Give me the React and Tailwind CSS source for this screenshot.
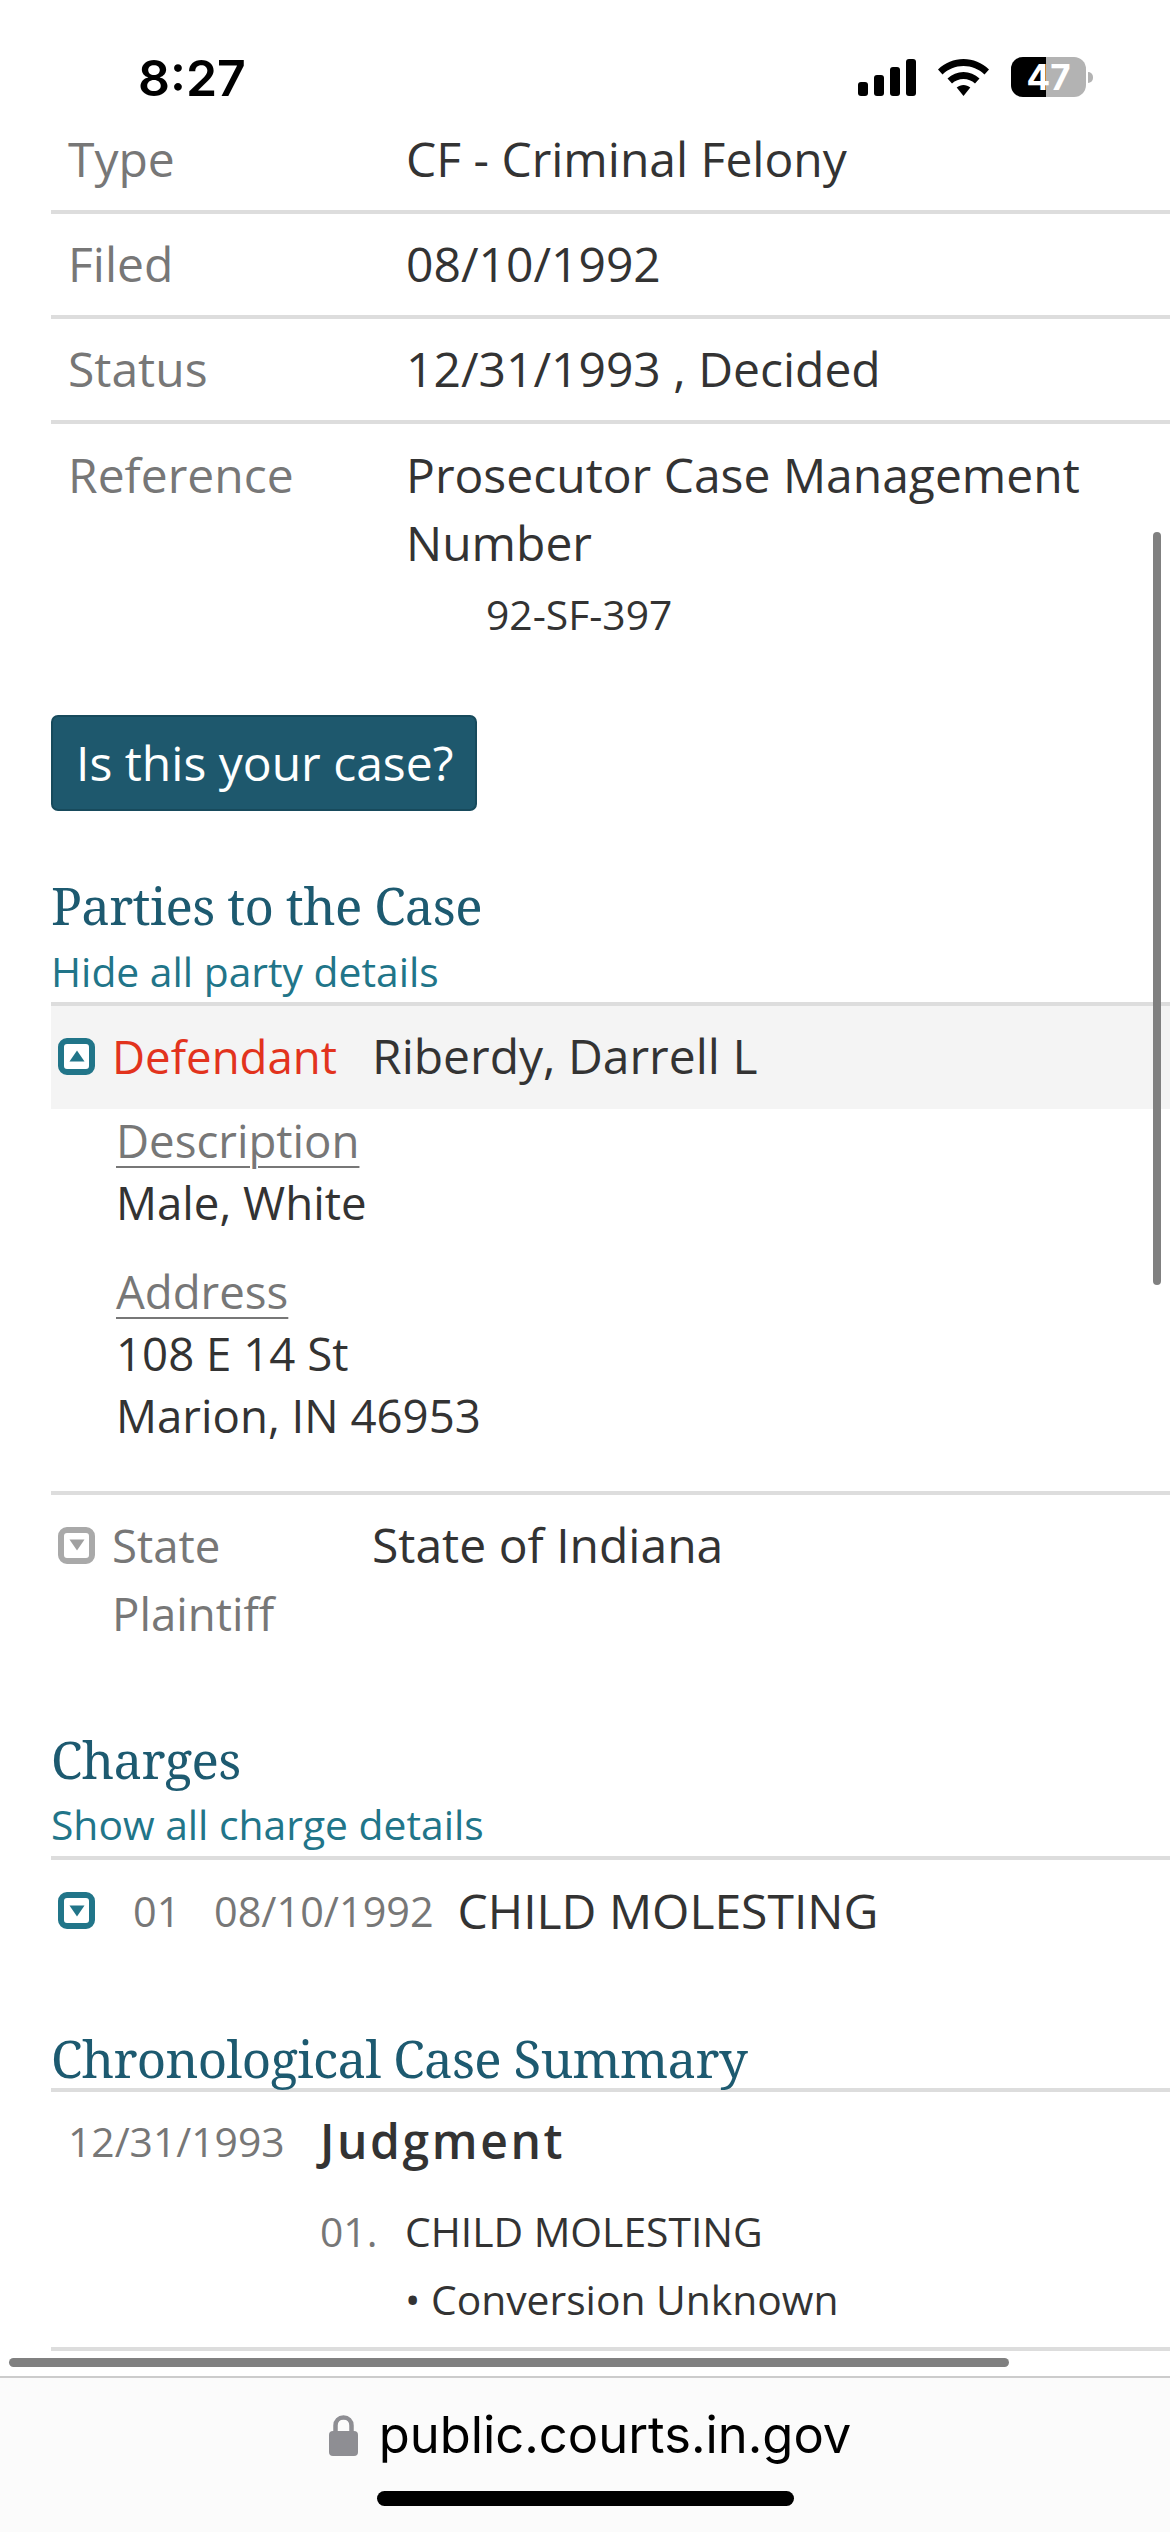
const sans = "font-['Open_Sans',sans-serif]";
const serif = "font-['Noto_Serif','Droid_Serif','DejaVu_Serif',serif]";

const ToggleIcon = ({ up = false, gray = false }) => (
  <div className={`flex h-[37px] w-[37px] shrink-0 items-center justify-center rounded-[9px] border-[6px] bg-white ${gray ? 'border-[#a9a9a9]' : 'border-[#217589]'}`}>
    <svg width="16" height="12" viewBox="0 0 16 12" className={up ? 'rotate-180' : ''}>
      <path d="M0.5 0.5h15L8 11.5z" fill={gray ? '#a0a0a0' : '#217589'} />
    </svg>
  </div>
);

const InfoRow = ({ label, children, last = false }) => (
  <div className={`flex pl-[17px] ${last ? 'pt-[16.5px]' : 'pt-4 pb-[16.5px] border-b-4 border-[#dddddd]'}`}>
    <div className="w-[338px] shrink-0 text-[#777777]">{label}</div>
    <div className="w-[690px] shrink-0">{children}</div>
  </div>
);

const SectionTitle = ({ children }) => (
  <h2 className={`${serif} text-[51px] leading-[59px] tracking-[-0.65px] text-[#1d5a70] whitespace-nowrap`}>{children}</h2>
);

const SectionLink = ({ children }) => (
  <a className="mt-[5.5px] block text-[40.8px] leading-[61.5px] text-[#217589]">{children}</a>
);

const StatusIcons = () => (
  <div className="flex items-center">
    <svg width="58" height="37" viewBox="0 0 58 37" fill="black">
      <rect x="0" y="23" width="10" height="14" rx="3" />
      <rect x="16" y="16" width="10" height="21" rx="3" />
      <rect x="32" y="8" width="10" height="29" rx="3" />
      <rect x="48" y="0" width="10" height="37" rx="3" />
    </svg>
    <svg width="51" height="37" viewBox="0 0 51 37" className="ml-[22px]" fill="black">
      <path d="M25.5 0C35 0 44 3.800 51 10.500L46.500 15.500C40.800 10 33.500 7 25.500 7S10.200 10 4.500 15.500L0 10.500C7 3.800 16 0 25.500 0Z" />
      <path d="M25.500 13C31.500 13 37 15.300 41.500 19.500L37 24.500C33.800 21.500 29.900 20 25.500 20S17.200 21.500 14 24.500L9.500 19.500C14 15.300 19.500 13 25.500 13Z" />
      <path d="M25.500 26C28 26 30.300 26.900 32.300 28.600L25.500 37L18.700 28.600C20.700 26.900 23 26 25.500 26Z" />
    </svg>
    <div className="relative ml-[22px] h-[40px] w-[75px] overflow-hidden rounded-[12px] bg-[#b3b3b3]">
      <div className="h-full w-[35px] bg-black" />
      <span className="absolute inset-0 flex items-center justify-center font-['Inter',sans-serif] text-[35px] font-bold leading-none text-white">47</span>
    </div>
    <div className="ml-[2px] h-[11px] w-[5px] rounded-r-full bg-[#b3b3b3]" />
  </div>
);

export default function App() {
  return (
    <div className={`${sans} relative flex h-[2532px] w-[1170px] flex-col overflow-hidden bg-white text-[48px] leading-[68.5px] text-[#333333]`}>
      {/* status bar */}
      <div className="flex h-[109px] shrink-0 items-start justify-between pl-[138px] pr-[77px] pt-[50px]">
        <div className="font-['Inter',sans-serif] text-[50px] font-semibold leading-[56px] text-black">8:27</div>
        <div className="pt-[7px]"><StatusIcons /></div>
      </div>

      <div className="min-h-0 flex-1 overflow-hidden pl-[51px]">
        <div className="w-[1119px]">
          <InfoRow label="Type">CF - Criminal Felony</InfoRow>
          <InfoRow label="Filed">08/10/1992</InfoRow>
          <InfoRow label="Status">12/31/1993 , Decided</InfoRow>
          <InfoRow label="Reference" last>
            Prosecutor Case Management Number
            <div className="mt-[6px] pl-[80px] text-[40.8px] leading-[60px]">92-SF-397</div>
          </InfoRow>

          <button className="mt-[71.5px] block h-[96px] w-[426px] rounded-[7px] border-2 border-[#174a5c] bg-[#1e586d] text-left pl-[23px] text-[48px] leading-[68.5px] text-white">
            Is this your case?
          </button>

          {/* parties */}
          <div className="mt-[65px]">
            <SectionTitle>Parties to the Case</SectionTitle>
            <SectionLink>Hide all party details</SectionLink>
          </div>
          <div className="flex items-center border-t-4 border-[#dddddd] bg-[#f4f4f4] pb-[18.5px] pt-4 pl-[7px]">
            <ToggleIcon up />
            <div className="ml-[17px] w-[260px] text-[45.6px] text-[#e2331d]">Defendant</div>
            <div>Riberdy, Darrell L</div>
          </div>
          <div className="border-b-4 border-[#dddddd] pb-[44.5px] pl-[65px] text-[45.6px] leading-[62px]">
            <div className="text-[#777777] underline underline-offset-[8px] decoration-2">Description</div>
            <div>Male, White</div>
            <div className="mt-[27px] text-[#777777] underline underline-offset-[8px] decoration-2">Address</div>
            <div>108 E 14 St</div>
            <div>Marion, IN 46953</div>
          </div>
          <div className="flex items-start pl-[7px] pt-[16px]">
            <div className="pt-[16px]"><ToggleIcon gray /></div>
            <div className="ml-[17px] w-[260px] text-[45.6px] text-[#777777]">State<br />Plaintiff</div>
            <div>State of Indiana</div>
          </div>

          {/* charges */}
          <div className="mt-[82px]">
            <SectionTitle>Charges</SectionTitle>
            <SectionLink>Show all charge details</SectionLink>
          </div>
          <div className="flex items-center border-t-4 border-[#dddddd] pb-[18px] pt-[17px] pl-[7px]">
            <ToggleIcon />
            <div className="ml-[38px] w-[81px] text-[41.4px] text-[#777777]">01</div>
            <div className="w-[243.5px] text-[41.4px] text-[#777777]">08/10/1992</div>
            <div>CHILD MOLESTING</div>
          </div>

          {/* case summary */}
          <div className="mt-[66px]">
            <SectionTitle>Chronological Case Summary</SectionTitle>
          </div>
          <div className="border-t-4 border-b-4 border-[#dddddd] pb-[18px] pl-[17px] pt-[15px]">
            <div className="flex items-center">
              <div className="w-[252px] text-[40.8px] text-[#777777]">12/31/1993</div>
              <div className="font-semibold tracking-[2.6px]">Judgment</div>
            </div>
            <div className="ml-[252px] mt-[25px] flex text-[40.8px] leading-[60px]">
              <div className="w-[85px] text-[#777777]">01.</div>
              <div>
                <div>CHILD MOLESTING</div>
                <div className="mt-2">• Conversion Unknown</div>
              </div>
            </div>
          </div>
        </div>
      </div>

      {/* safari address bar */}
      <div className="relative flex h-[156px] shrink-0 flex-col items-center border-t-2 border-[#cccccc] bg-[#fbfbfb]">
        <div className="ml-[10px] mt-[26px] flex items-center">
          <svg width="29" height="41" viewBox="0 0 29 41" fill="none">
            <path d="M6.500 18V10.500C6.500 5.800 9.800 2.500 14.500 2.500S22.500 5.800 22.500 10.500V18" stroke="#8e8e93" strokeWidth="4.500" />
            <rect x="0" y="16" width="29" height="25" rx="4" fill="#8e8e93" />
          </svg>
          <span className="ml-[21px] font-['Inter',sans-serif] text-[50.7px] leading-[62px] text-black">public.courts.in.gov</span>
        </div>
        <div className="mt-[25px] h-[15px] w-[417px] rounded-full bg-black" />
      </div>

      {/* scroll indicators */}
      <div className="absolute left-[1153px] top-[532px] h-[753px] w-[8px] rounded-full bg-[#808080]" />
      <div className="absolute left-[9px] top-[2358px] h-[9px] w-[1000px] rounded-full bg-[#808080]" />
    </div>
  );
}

***

- [Brief] In your copy of the listing above, reproduce each line exactly and omit all pictures.

- [The completed task]
Give me the React and Tailwind CSS source for this screenshot.
const sans = "font-['Open_Sans',sans-serif]";
const serif = "font-['Noto_Serif','Droid_Serif','DejaVu_Serif',serif]";

const ToggleIcon = ({ up = false, gray = false }) => (
  <div className={`flex h-[37px] w-[37px] shrink-0 items-center justify-center rounded-[9px] border-[6px] bg-white ${gray ? 'border-[#a9a9a9]' : 'border-[#217589]'}`}>
    <svg width="16" height="12" viewBox="0 0 16 12" className={up ? 'rotate-180' : ''}>
      <path d="M0.5 0.5h15L8 11.5z" fill={gray ? '#a0a0a0' : '#217589'} />
    </svg>
  </div>
);

const InfoRow = ({ label, children, last = false }) => (
  <div className={`flex pl-[17px] ${last ? 'pt-[16.5px]' : 'pt-4 pb-[16.5px] border-b-4 border-[#dddddd]'}`}>
    <div className="w-[338px] shrink-0 text-[#777777]">{label}</div>
    <div className="w-[690px] shrink-0">{children}</div>
  </div>
);

const SectionTitle = ({ children }) => (
  <h2 className={`${serif} text-[51px] leading-[59px] tracking-[-0.65px] text-[#1d5a70] whitespace-nowrap`}>{children}</h2>
);

const SectionLink = ({ children }) => (
  <a className="mt-[5.5px] block text-[40.8px] leading-[61.5px] text-[#217589]">{children}</a>
);

const StatusIcons = () => (
  <div className="flex items-center">
    <svg width="58" height="37" viewBox="0 0 58 37" fill="black">
      <rect x="0" y="23" width="10" height="14" rx="3" />
      <rect x="16" y="16" width="10" height="21" rx="3" />
      <rect x="32" y="8" width="10" height="29" rx="3" />
      <rect x="48" y="0" width="10" height="37" rx="3" />
    </svg>
    <svg width="51" height="37" viewBox="0 0 51 37" className="ml-[22px]" fill="black">
      <path d="M25.5 0C35 0 44 3.800 51 10.500L46.500 15.500C40.800 10 33.500 7 25.500 7S10.200 10 4.500 15.500L0 10.500C7 3.800 16 0 25.500 0Z" />
      <path d="M25.500 13C31.500 13 37 15.300 41.500 19.500L37 24.500C33.800 21.500 29.900 20 25.500 20S17.200 21.500 14 24.500L9.500 19.500C14 15.300 19.500 13 25.500 13Z" />
      <path d="M25.500 26C28 26 30.300 26.900 32.300 28.600L25.500 37L18.700 28.600C20.700 26.900 23 26 25.500 26Z" />
    </svg>
    <div className="relative ml-[22px] h-[40px] w-[75px] overflow-hidden rounded-[12px] bg-[#b3b3b3]">
      <div className="h-full w-[35px] bg-black" />
      <span className="absolute inset-0 flex items-center justify-center font-['Inter',sans-serif] text-[35px] font-bold leading-none text-white">47</span>
    </div>
    <div className="ml-[2px] h-[11px] w-[5px] rounded-r-full bg-[#b3b3b3]" />
  </div>
);

export default function App() {
  return (
    <div className={`${sans} relative flex h-[2532px] w-[1170px] flex-col overflow-hidden bg-white text-[48px] leading-[68.5px] text-[#333333]`}>
      {/* status bar */}
      <div className="flex h-[109px] shrink-0 items-start justify-between pl-[138px] pr-[77px] pt-[50px]">
        <div className="font-['Inter',sans-serif] text-[50px] font-semibold leading-[56px] text-black">8:27</div>
        <div className="pt-[7px]"><StatusIcons /></div>
      </div>

      <div className="min-h-0 flex-1 overflow-hidden pl-[51px]">
        <div className="w-[1119px]">
          <InfoRow label="Type">CF - Criminal Felony</InfoRow>
          <InfoRow label="Filed">08/10/1992</InfoRow>
          <InfoRow label="Status">12/31/1993 , Decided</InfoRow>
          <InfoRow label="Reference" last>
            Prosecutor Case Management Number
            <div className="mt-[6px] pl-[80px] text-[40.8px] leading-[60px]">92-SF-397</div>
          </InfoRow>

          <button className="mt-[71.5px] block h-[96px] w-[426px] rounded-[7px] border-2 border-[#174a5c] bg-[#1e586d] text-left pl-[23px] text-[48px] leading-[68.5px] text-white">
            Is this your case?
          </button>

          {/* parties */}
          <div className="mt-[65px]">
            <SectionTitle>Parties to the Case</SectionTitle>
            <SectionLink>Hide all party details</SectionLink>
          </div>
          <div className="flex items-center border-t-4 border-[#dddddd] bg-[#f4f4f4] pb-[18.5px] pt-4 pl-[7px]">
            <ToggleIcon up />
            <div className="ml-[17px] w-[260px] text-[45.6px] text-[#e2331d]">Defendant</div>
            <div>Riberdy, Darrell L</div>
          </div>
          <div className="border-b-4 border-[#dddddd] pb-[44.5px] pl-[65px] text-[45.6px] leading-[62px]">
            <div className="text-[#777777] underline underline-offset-[8px] decoration-2">Description</div>
            <div>Male, White</div>
            <div className="mt-[27px] text-[#777777] underline underline-offset-[8px] decoration-2">Address</div>
            <div>108 E 14 St</div>
            <div>Marion, IN 46953</div>
          </div>
          <div className="flex items-start pl-[7px] pt-[16px]">
            <div className="pt-[16px]"><ToggleIcon gray /></div>
            <div className="ml-[17px] w-[260px] text-[45.6px] text-[#777777]">State<br />Plaintiff</div>
            <div>State of Indiana</div>
          </div>

          {/* charges */}
          <div className="mt-[82px]">
            <SectionTitle>Charges</SectionTitle>
            <SectionLink>Show all charge details</SectionLink>
          </div>
          <div className="flex items-center border-t-4 border-[#dddddd] pb-[18px] pt-[17px] pl-[7px]">
            <ToggleIcon />
            <div className="ml-[38px] w-[81px] text-[41.4px] text-[#777777]">01</div>
            <div className="w-[243.5px] text-[41.4px] text-[#777777]">08/10/1992</div>
            <div>CHILD MOLESTING</div>
          </div>

          {/* case summary */}
          <div className="mt-[66px]">
            <SectionTitle>Chronological Case Summary</SectionTitle>
          </div>
          <div className="border-t-4 border-b-4 border-[#dddddd] pb-[18px] pl-[17px] pt-[15px]">
            <div className="flex items-center">
              <div className="w-[252px] text-[40.8px] text-[#777777]">12/31/1993</div>
              <div className="font-semibold tracking-[2.6px]">Judgment</div>
            </div>
            <div className="ml-[252px] mt-[25px] flex text-[40.8px] leading-[60px]">
              <div className="w-[85px] text-[#777777]">01.</div>
              <div>
                <div>CHILD MOLESTING</div>
                <div className="mt-2">• Conversion Unknown</div>
              </div>
            </div>
          </div>
        </div>
      </div>

      {/* safari address bar */}
      <div className="relative flex h-[156px] shrink-0 flex-col items-center border-t-2 border-[#cccccc] bg-[#fbfbfb]">
        <div className="ml-[10px] mt-[26px] flex items-center">
          <svg width="29" height="41" viewBox="0 0 29 41" fill="none">
            <path d="M6.500 18V10.500C6.500 5.800 9.800 2.500 14.500 2.500S22.500 5.800 22.500 10.500V18" stroke="#8e8e93" strokeWidth="4.500" />
            <rect x="0" y="16" width="29" height="25" rx="4" fill="#8e8e93" />
          </svg>
          <span className="ml-[21px] font-['Inter',sans-serif] text-[50.7px] leading-[62px] text-black">public.courts.in.gov</span>
        </div>
        <div className="mt-[25px] h-[15px] w-[417px] rounded-full bg-black" />
      </div>

      {/* scroll indicators */}
      <div className="absolute left-[1153px] top-[532px] h-[753px] w-[8px] rounded-full bg-[#808080]" />
      <div className="absolute left-[9px] top-[2358px] h-[9px] w-[1000px] rounded-full bg-[#808080]" />
    </div>
  );
}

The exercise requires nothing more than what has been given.